Si las ciudades en la frontera son una de las grandes protagonistas del libro de Pulford, también lo son de manera importante los “pueblos entre fronteras”. Se trata del caso de etnias que vivían en áreas que quedaron divididas por las fronteras pactadas por los imperios chino y ruso. Como buen antropólogo, Pulford no romantiza ni infantiliza a estas comunidades, sino que ofrece una visión sobria de las mejoras y las pérdidas que han sufrido desde que el Estado-nación se le impuso.

El autor se encuentra casos sorprendentes como por ejemplo miembros de la etnia evenk que nunca han visto un reno -cuando este era el animal doméstico que este grupo usaba tradicionalmente como transporte, hasta hace poco más de medio siglo-, o a miembros de los hezhen que aprovechan su “exotización” para buscar un nicho de mercado -la venta de sus tradicionales vestidos hechos de escamas de pescado- con el que poder ganarse la vida. Las minorías, además, tampoco están determinadas a estar peor que la mayoría de etnia Han: los llamados chosonjok -coreanos étnicos- en muchos casos han conseguido mejores ingresos y vida que sus compatriotas del grupo mayoritario.

Mirrorlands no sólo pone el foco en la pura frontera sino-rusa, sino en las dos regiones que se extienden más allá de ella: la Siberia oriental rusa y la Manchuria china. El autor recorre capítulos poco conocidos de la historia universal como la cruenta conquista rusa de Siberia, hecha por cazadores de pieles y cosacos contra las tribus nómadas de la zona, y que dejó ciudades como Yakutsk como legado en la zona.

En el caso de Manchuria, la presencia de empresarios rusos apoyados por el zarismo y, posteriormente, de burgueses blancos huyendo de la revolución bolchevique hicieron que ciudades chinas como Harbin mantengan un aire ruso por su arquitectura y por su espiritualismo eslavo, expresado en las iglesias ortodoxas que todavía podemos encontrar en ellas. La influencia rusa también llegaría durante el socialismo -en Harbin todavía pervive un parque dedicado a Stalin-. La influencia de la arquitectura soviética -ese barroco estalinista, esa austeridad kruscheviana– incluso afectaría a muchas ciudades más allá del norte de China, en especial a la capital, Pekín, de la que pueden hacerse no pocos paralelismos urbanísticos con Moscú.

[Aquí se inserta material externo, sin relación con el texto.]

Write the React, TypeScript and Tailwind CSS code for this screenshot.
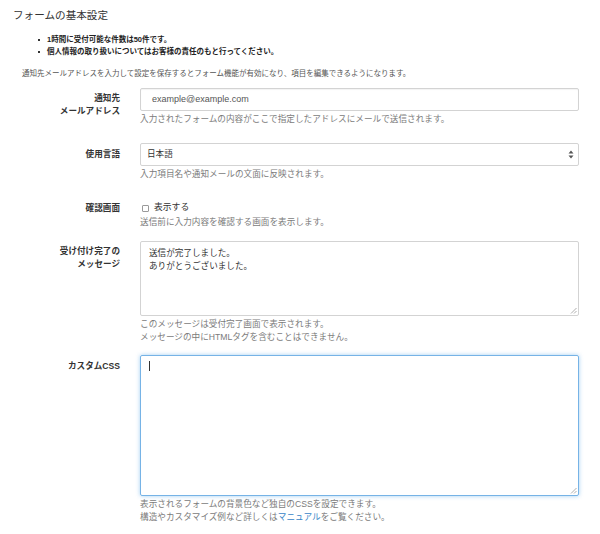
const font = "font-['Liberation_Sans','Noto_Sans_CJK_JP',sans-serif]";

function Label({ lines, pt }: { lines: string[]; pt: string }) {
  return (
    <div className={`w-[107px] shrink-0 text-right text-[8.6px] font-bold leading-[12.5px] text-[#333] ${pt}`}>
      {lines.map((l) => (
        <div key={l}>{l}</div>
      ))}
    </div>
  );
}

function Help({ children, className = "" }: { children: React.ReactNode; className?: string }) {
  return <div className={`text-[8.65px] leading-[13px] text-[#7b7b7b] ${className}`}>{children}</div>;
}

function Grip() {
  return (
    <svg className="absolute right-[1px] bottom-[1px]" width="7" height="7" viewBox="0 0 7 7">
      <path d="M6.5 1 L1 6.5 M6.5 4 L4 6.5" stroke="#9a9a9a" strokeWidth="0.8" fill="none" />
    </svg>
  );
}

export default function App() {
  return (
    <div className={`w-[600px] h-[534px] overflow-hidden bg-white pl-[13px] ${font}`}>
      <h2 className="pt-[8px] text-[10.6px] leading-[14px] text-[#333]">フォームの基本設定</h2>

      <ul className="mt-[12px] text-[7.5px] font-bold leading-[12px] text-[#222]">
        {["1時間に受付可能な件数は50件です。", "個人情報の取り扱いについてはお客様の責任のもと行ってください。"].map((t) => (
          <li key={t} className="flex items-center">
            <span className="ml-[25px] mr-[7px] h-[2px] w-[2px] bg-[#333]" />
            {t}
          </li>
        ))}
      </ul>

      <p className="mt-[10px] pl-[9px] text-[7.5px] leading-[12px] text-[#555]">
        通知先メールアドレスを入力して設定を保存するとフォーム機能が有効になり、項目を編集できるようになります。
      </p>

      {/* email */}
      <div className="mt-[8px] flex gap-[20px]">
        <Label lines={["通知先", "メールアドレス"]} pt="pt-[4px]" />
        <div className="w-[439px]">
          <div className="flex h-[23px] items-center rounded-[2px] border border-[#d3d3d3] pl-[11px] text-[9px] text-[#555] shadow-[inset_0_1px_1px_rgba(0,0,0,0.05)]">
            example@example.com
          </div>
          <Help className="mt-[1px] leading-[14px]">入力されたフォームの内容がここで指定したアドレスにメールで送信されます。</Help>
        </div>
      </div>

      {/* language */}
      <div className="mt-[17px] flex gap-[20px]">
        <Label lines={["使用言語"]} pt="pt-[5px]" />
        <div className="w-[439px]">
          <div className="flex h-[23px] items-center justify-between rounded-[2px] border border-[#d3d3d3] pl-[6px] pr-[4px] text-[8.6px] text-[#333]">
            日本語
            <svg width="6" height="9" viewBox="0 0 6 9">
              <path d="M3 0.5 L5.5 3.5 H0.5 Z M3 8.5 L5.5 5.5 H0.5 Z" fill="#555" />
            </svg>
          </div>
          <Help className="mt-[1px] leading-[14px]">入力項目名や通知メールの文面に反映されます。</Help>
        </div>
      </div>

      {/* confirm */}
      <div className="mt-[20px] flex gap-[20px]">
        <Label lines={["確認画面"]} pt="pt-[1px]" />
        <div className="w-[439px]">
          <div className="flex h-[14px] items-center text-[8.8px] text-[#333]">
            <span className="ml-[2px] mr-[5px] h-[7px] w-[7px] rounded-[1px] border border-[#9a9a9a] bg-white" />
            表示する
          </div>
          <Help className="leading-[14px]">送信前に入力内容を確認する画面を表示します。</Help>
        </div>
      </div>

      {/* complete message */}
      <div className="mt-[12px] flex gap-[20px]">
        <Label lines={["受け付け完了の", "メッセージ"]} pt="pt-[4px]" />
        <div className="w-[439px]">
          <div className="relative h-[75px] rounded-[2px] border border-[#d3d3d3] pl-[8px] pt-[5px] text-[8.6px] leading-[13px] text-[#333]">
            <div>送信が完了しました。</div>
            <div>ありがとうございました。</div>
            <Grip />
          </div>
          <Help className="mt-[2px]">
            <div>このメッセージは受付完了画面で表示されます。</div>
            <div>メッセージの中にHTMLタグを含むことはできません。</div>
          </Help>
        </div>
      </div>

      {/* custom css */}
      <div className="mt-[11px] flex gap-[20px]">
        <Label lines={["カスタムCSS"]} pt="pt-[5px]" />
        <div className="w-[439px]">
          <div className="relative h-[141px] rounded-[2px] border border-[#76b3e6] shadow-[0_0_4px_rgba(102,175,233,0.6)]">
            <span className="absolute left-[8px] top-[5px] h-[10px] w-[1px] bg-[#333]" />
            <Grip />
          </div>
          <Help className="mt-[2px]">
            <div>表示されるフォームの背景色など独自のCSSを設定できます。</div>
            <div>
              構造やカスタマイズ例など詳しくは<span className="text-[#3a86c8]">マニュアル</span>をご覧ください。
            </div>
          </Help>
        </div>
      </div>
    </div>
  );
}
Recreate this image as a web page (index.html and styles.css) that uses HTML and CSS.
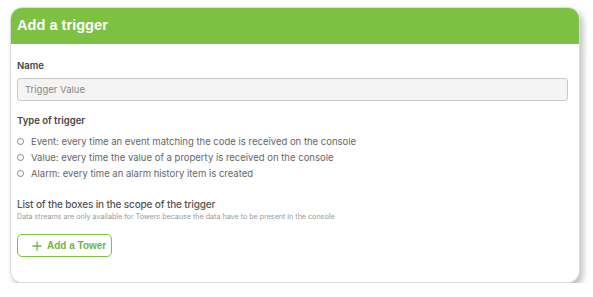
FILE: index.html
```html
<!DOCTYPE html>
<html>
<head>
<meta charset="utf-8">
<link rel="stylesheet" href="styles.css">
</head>
<body>
<div class="card">
  <div class="card-header">Add a trigger</div>
  <div class="card-body">
    <div class="field">
      <div class="label">Name</div>
      <div class="input">Trigger Value</div>
    </div>
    <div class="field type">
      <div class="label">Type of trigger</div>
      <div class="radios">
        <div class="radio"><span class="circle"></span>Event: every time an event matching the code is received on the console</div>
        <div class="radio"><span class="circle"></span>Value: every time the value of a property is received on the console</div>
        <div class="radio"><span class="circle"></span>Alarm: every time an alarm history item is created</div>
      </div>
    </div>
    <div class="field boxes">
      <div class="label big">List of the boxes in the scope of the trigger</div>
      <div class="hint">Data streams are only available for Towers because the data have to be present in the console</div>
      <button class="add-btn"><svg width="10" height="10" viewBox="0 0 10 10"><path d="M5 0.5v9M0.5 5h9" stroke="#6cb544" stroke-width="1.3" fill="none"/></svg><span>Add a Tower</span></button>
    </div>
  </div>
</div>
</body>
</html>
```
FILE: styles.css
```css
* { box-sizing: border-box; }
html, body { margin: 0; padding: 0; background: #fff; }
body { font-family: Inter, "Noto Sans", sans-serif; color: #444; }
.card {
  margin: 7px 0 0 10px;
  width: 570px;
  height: 276px;
  border: 1px solid #dcdcdc;
  border-radius: 12px;
  box-shadow: 3px 4px 6px rgba(0,0,0,0.25);
  overflow: hidden;
  background: #fff;
}
.card-header {
  height: 36px;
  background: #7cc142;
  color: #fff;
  font-family: "Liberation Sans", Arial, sans-serif;
  font-weight: bold;
  font-size: 14.6px;
  line-height: 35px;
  padding-left: 6px;
}
.card-body { padding: 15px 11px 0 6px; }
.label { font-size: 9.5px; font-weight: 600; line-height: 14px; color: #444; }
.label.big { font-size: 10px; font-weight: 500; letter-spacing: -0.15px; color: #555; }
.input {
  margin-top: 5px;
  height: 23px;
  border: 1px solid #c9c9c9;
  border-radius: 3px;
  background: #f4f4f4;
  font-size: 9.5px;
  color: #888;
  line-height: 21px;
  padding-left: 7px;
}
.type { margin-top: 13px; }
.radios { margin-top: 5px; }
.radio {
  display: flex;
  align-items: center;
  height: 16px;
  font-size: 9.5px;
  color: #666;
}
.circle {
  width: 7px; height: 7px;
  border: 1px solid #888;
  border-radius: 50%;
  margin-right: 7px;
  flex: none;
}
.boxes { margin-top: 16px; }
.hint { font-size: 7.15px; color: #999; line-height: 10px; margin-top: 1px; }
.add-btn {
  margin-top: 12px;
  display: flex;
  align-items: center;
  gap: 5px;
  width: 95px;
  height: 23px;
  border: 1px solid #7cc142;
  border-radius: 5px;
  background: #fff;
  color: #6cb544;
  font-family: "Liberation Sans", Arial, sans-serif;
  font-weight: bold;
  font-size: 10px;
  white-space: nowrap;
  padding: 0 0 0 14px;
}
```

La relación tambaleante de amor y odio entre la China comunista y la Unión Soviética también atraviesa buena parte del libro. Y es que Moscú, a pesar de su retórica socialista, no acabó de dejar atrás la prepotencia hacia Pekín que el anterior zarismo había creado – de hecho, Rusia fue uno de los imperios que se aprovecharon de la debilidad china durante el siglo XIX para arrebatarle territorios en su zona norte-. Durante la época de Stalin, el tirano soviético dio apoyo tanto a los nacionalistas como a los comunistas chinos, que batallaban entre ellos en una guerra civil. Cuando Mao ganó el poder, Stalin lo siguió viendo como un segundón de un país marginal.

A pesar de todo, la ruptura entre chinos y soviéticos se produciría con Jruschov, el sucesor del georgiano. Uno de los motivos claves fue la denuncia de Jruschov al culto de la personalidad de Stalin y sus purgas: Mao se sintió plenamente atacado, ya que había adaptado ese mismo modelo a su China socialista. Todo ello llevó a una tensión inaudita, que incluyó enfrentamientos y muertes entre soldados de ambas naciones en la frontera -e incluso hizo que Mao construyera una “ciudad subterránea” en Pekín donde poder esconder a la población en caso de ataque nuclear soviético-.

Pero por Manchuria no sólo pasarían los rusos. La historia de esta zona también está ligada con los fundadores de la última dinastía imperial china, los Qing, que eran de etnia manchú -y, por tanto, eran originarios de esta esquina nororiental de China-. Manchuria también ha quedado para la historia como territorio que el imperialismo japonés conquistó en los 30, tiempo en el que puso como gobernante simbólico al último emperador de los Qing, Puyi, como regente del llamado estado títere de Manchukuo, en la práctica anexionado por los japoneses. Ciudades chinas como Changchun todavía tienen grandes edificios administrativos de estilo japonés de esa época. De hecho, durante la época maoísta Manchuria fue una de las zonas más industrializadas del país porque supo aprovechar las modernas fábricas que habían dejado atrás japoneses y rusos, entre otros imperialismos.

Como puede verse, en el libro de Pulford se mezclan historias de diferentes siglos y centenares de detalles que demuestran que China y Rusia son mucho más complejas que los moldes en las que las solemos encajar. Cualquiera que haya viajado allí -eso sí, con un poco de lectura previa- lo habrá experimentado. Mirrorlands es la demostración de que, solo caminando y mirando a nuestro alrededor, ya podemos descubrir decenas de detalles que hacen de lazo entre el presente y el pasado.